- Born: Gloria Karamañites 24 December 1960 (age 64) Panama City, Panama
- Height: 1.80 m (5 ft 11 in)
- Beauty pageant titleholder
- Title: Miss Panama Universe 1980
- Hair color: Black
- Eye color: Black
- Major competitions: Miss Panamá 1980 (Winner); Miss Universe 1980 (Top 12);
- Occupations: Pageant titleholder, actress, artist's model
- Years active: 1960–
- Children: Lamar Bailey Karamañites

= Gloria Karamañites =

Panamanian model and beauty queen

Gloria Karamañites (born 24 December 1960) is a Panamanian actress and beauty pageant titleholder. She became the first Black woman to win the Miss Panamá beauty pageant title in 1980 and is the subject of the Miss Panama (2021) documentary.

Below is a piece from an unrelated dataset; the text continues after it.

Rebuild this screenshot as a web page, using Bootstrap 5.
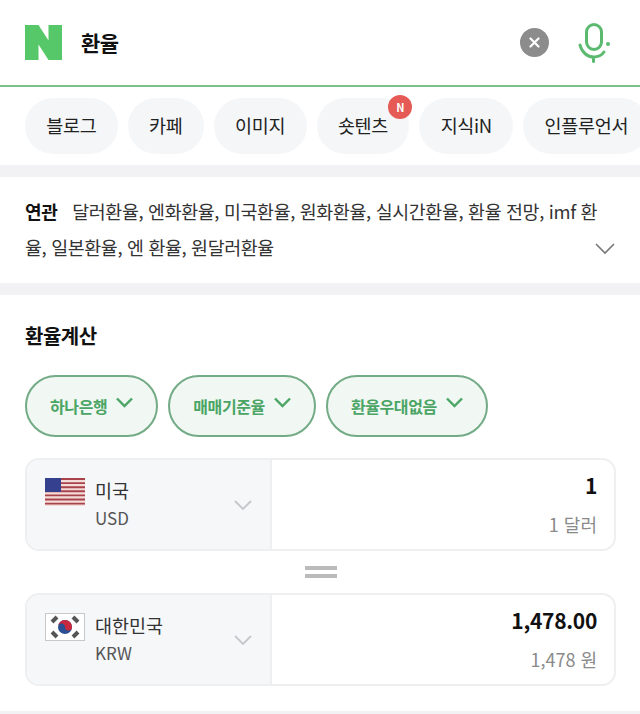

Karamañites competed in the national beauty pageant Miss Panamá 1980, representing the Colón Province. During the final competition, pageant officials tried to block her victory by having her answer an additional obscure legal question. Karamañites' victory was celebrated as a success for Afro-Panamanians and Afro-descendants in Panama. She was the first Black Panamanian to have won the Miss Panamá competition.

She represented Panama in Miss Universe 1980, and placed among the 12 semifinalists, obtaining the title of Miss Panamá Universo. She represented Panama Centro state.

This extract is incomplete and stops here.